In its amicus brief (attached here) before the FOIC, IRLI argued that the records were not subject to privacy protections under state FOIA law because they (1) were not “personnel or similar files,” (2) pertained to legitimate matters of public concern, and that their disclosure (3) would not be “highly offensive to a reasonable person” and (4) did not raise constitutional privacy claims. IRLI contended that “No [state or federal] court that has directly addressed the subject has found that aliens, and in particular illegal aliens, have a right of privacy in information about their personal identities and immigration status found in public records.” In particular, “an alien’s identity and immigration status are not liberty interests protected by the Fourteenth Amendment, because an alien has no constitutionally or statutorily-based expectation of privacy in his or her identity, immigration status, or personal immigration information maintained in official government files.”
IRLI further argued that the records were not subject to exemption on the ground that disclosure would create a “safety risk … to any person” under Connecticut FOIA, because that element was narrowly construed under state law to cover only risks of physical attack against security personnel, emergency response personnel and activities, or other persons located in or at a government-owned or leased institution or facility. In the case of the New Haven ID Card, the definition of risk did not extend to “speculative risks of harm to generic members of the public from future private criminal acts of unknown third parties, with no specific nexus to the safety or security of public facilities in Connecticut, or the persons working or transacting business therein.” The city’s “proposed construction of safety risk” was thus “so unreasonably expansive as to actually swallow the FOIA cornerstone presumption of the disclosure of public documents.”
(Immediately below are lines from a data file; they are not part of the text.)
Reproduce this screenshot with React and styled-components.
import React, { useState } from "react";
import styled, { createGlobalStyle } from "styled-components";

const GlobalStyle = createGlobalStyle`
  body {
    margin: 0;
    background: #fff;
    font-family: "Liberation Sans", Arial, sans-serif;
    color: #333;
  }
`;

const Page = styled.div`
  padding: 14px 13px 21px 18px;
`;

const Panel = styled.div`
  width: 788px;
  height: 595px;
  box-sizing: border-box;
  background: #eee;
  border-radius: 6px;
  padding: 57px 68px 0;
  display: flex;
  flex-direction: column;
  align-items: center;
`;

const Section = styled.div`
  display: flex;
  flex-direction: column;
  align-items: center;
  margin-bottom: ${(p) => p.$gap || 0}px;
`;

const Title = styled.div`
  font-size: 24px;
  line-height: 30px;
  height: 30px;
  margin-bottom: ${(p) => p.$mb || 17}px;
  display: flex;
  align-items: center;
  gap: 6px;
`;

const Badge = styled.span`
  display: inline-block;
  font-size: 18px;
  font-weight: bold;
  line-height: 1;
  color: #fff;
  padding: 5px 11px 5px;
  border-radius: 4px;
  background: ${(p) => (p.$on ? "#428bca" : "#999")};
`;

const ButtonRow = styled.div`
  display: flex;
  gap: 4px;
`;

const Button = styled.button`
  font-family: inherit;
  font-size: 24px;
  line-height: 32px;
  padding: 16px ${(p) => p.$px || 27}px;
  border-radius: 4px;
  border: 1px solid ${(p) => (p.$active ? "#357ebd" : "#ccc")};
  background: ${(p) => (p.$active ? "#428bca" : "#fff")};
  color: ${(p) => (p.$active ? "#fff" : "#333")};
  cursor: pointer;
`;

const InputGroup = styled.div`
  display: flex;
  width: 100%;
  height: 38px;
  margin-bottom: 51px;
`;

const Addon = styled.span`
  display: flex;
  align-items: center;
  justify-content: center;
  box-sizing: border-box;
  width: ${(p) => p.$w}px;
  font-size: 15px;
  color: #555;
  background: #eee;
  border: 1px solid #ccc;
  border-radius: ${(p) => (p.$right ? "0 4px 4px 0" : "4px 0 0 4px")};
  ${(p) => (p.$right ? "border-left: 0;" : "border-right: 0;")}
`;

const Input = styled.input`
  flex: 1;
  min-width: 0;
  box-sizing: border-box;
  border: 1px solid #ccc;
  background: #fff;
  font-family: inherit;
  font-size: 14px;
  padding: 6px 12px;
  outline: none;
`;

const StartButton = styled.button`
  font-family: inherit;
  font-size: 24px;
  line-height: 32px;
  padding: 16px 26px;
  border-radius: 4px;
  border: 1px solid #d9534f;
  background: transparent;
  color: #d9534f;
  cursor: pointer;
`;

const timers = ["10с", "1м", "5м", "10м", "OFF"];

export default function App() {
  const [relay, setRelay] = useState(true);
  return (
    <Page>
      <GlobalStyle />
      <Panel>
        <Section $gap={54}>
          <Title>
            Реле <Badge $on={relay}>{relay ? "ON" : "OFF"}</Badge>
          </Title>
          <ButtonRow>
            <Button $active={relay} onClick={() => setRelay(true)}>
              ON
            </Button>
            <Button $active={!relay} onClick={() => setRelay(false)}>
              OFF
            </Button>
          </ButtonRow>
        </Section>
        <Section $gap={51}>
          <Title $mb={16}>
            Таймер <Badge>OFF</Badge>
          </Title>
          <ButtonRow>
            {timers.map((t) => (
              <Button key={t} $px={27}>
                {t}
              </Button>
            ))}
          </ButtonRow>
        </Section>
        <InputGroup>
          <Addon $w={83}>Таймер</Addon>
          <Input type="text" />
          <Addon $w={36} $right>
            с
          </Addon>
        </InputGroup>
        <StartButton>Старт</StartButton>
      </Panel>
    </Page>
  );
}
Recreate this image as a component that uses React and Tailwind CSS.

IRLI further argued that the city had failed to follow statutory procedures under state law for complying with FOIA requests. In particular, the city had not only refused to comply with the citizens’ FOIA requests, but had forwarded them to the Connecticut Director of Emergency Management and Homeland Security (DEMHS) who, under an amendment to the state FOIA statute that took effect after the requests had been filed, determined that “shutting down the Elm City ID Card program may result in an increased safety risk for one or more individuals.”
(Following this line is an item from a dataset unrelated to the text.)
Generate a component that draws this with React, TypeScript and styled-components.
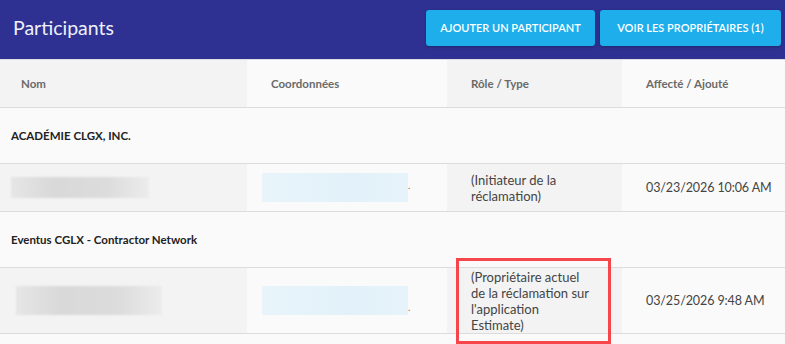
import React from "react"
import styled, { createGlobalStyle } from "styled-components"

const GlobalStyle = createGlobalStyle`
  body {
    margin: 0;
    background: #fafafa;
    font-family: "Lato", "Liberation Sans", sans-serif;
  }
`

const Page = styled.div`
  width: 785px;
  height: 344px;
  overflow: hidden;
  background: #fafafa;
`

const Header = styled.header`
  height: 60px;
  box-sizing: border-box;
  display: flex;
  align-items: center;
  justify-content: space-between;
  padding: 0 4px 4px 13px;
  background: #2e3191;
  border-bottom: 1px solid #dedede;
`

const Title = styled.h1`
  margin: 0;
  font-size: 19.5px;
  font-weight: 400;
  color: #eef0fb;
`

const Actions = styled.div`
  display: flex;
  gap: 5px;
`

const Button = styled.button<{ width: number }>`
  width: ${(p) => p.width}px;
  height: 36px;
  border: none;
  border-radius: 3px;
  background: #1daeeb;
  color: #fff;
  font-family: inherit;
  font-size: 11px;
  font-weight: 600;
  text-transform: uppercase;
  box-shadow: 0 1px 3px rgba(0, 0, 0, 0.25);
  cursor: pointer;
`

const Row = styled.div<{ minHeight: number }>`
  display: grid;
  grid-template-columns: 247px 200px 175px 1fr;
  min-height: ${(p) => p.minHeight}px;
  border-bottom: 1px solid #dcdcdc;
`

const Cell = styled.div<{ shaded?: boolean; pad?: number }>`
  display: flex;
  align-items: center;
  position: relative;
  padding-left: ${(p) => p.pad ?? 24}px;
  background: ${(p) => (p.shaded ? "#f3f3f3" : "#fafafa")};
  font-size: 13px;
  line-height: 16px;
  color: #444;
`

const HeadLabel = styled.span`
  font-size: 11.5px;
  font-weight: 700;
  color: #6a6a6a;
`

const GroupRow = styled.div`
  height: 55px;
  display: flex;
  align-items: center;
  padding-left: 11px;
  border-bottom: 1px solid #dcdcdc;
  font-size: 11.5px;
  font-weight: 700;
  color: #222;
`

const NameBlur = styled.div<{ width: number; height: number }>`
  width: ${(p) => p.width}px;
  height: ${(p) => p.height}px;
  background: linear-gradient(
    90deg,
    #e6e6e6 0%,
    #d9d9d9 30%,
    #dcdcdc 70%,
    #ececec 100%
  );
  filter: blur(1px);
`

const ContactBlur = styled.div`
  width: 146px;
  height: 29px;
  background: linear-gradient(90deg, #e8f4fa, #e2f1f9 60%, #e6f3fa);
`

const Dot = styled.span`
  align-self: flex-end;
  margin-bottom: 17px;
  font-size: 9px;
  color: #666;
`

const RoleText = styled.div`
  width: 122px;
`

const DateText = styled.span`
  font-size: 12.5px;
  letter-spacing: -0.1px;
`

const Highlight = styled.div`
  position: absolute;
  left: 9px;
  right: 11px;
  top: -10px;
  height: 86px;
  border: 3px solid #f5464b;
  box-sizing: border-box;
  pointer-events: none;
`

type Entry = {
  company: string
  nameWidth: number
  nameHeight: number
  namePad: number
  role: string
  date: string
  minHeight: number
  highlight?: boolean
}

const entries: Entry[] = [
  {
    company: "ACADÉMIE CLGX, INC.",
    nameWidth: 138,
    nameHeight: 21,
    namePad: 11,
    role: "(Initiateur de la réclamation)",
    date: "03/23/2026 10:06 AM",
    minHeight: 47,
  },
  {
    company: "Eventus CGLX - Contractor Network",
    nameWidth: 146,
    nameHeight: 29,
    namePad: 16,
    role: "(Propriétaire actuel de la réclamation sur l'application Estimate)",
    date: "03/25/2026 9:48 AM",
    minHeight: 65,
    highlight: true,
  },
]

export default function App() {
  return (
    <Page>
      <GlobalStyle />
      <Header>
        <Title>Participants</Title>
        <Actions>
          <Button width={169}>Ajouter un participant</Button>
          <Button width={181}>Voir les propriétaires (1)</Button>
        </Actions>
      </Header>

      <Row minHeight={47}>
        <Cell shaded pad={21}>
          <HeadLabel>Nom</HeadLabel>
        </Cell>
        <Cell>
          <HeadLabel>Coordonnées</HeadLabel>
        </Cell>
        <Cell shaded>
          <HeadLabel>Rôle / Type</HeadLabel>
        </Cell>
        <Cell>
          <HeadLabel>Affecté / Ajouté</HeadLabel>
        </Cell>
      </Row>

      {entries.map((e) => (
        <React.Fragment key={e.company}>
          <GroupRow>{e.company}</GroupRow>
          <Row minHeight={e.minHeight}>
            <Cell shaded pad={e.namePad}>
              <NameBlur width={e.nameWidth} height={e.nameHeight} />
            </Cell>
            <Cell pad={15}>
              <ContactBlur />
              <Dot>.</Dot>
            </Cell>
            <Cell shaded>
              <RoleText>{e.role}</RoleText>
              {e.highlight && <Highlight />}
            </Cell>
            <Cell>
              <DateText>{e.date}</DateText>
            </Cell>
          </Row>
        </React.Fragment>
      ))}
    </Page>
  )
}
IRLI also contended that the Commission improperly considered testimony by experts presented by the city that abusive emails received by the city from third parties angered by the ID Card program could not constitute a “threat” sufficient to overcome the FOIA presumption of disclosure on First Amendment grounds, while failing to consider testimony by IRLI experts, Jessica Vaughan of the Center for Immigration Studies, and a retired Immigration and Naturalization Service special agent, that assisting in concealing the identities of illegal aliens created a generalized risk of increased criminal activity by illegal alien cardholders.
The state FOIC issued its findings in June 2008, finding that the requested documents, including the names, addresses and photographs of applicants were all “municipal records” within the meaning of the Connecticut FOIA statute, that the City had failed to comply with FOIA by failing to follow certain prescribed procedures within prescribed timelines, but that testimony and evidence from the state DEMHS had established that, based on testimony from city witnesses and communications that “demonstrate a potential lethality towards the ID program and its applicants,” the requested records were exempt from disclosure under the public safety risk exemption in the FOIA law. The FOIC thus “declined to reach the merits” of the First Amendment and other claims of the citizens. Powell v. Mayor City of New Haven, FIC# 2007-498 (June 23, 2008); Dustin Gold and Community Watchdog Project v. Mayor City of New Haven, FIC# 2007-605 (July 17, 2008).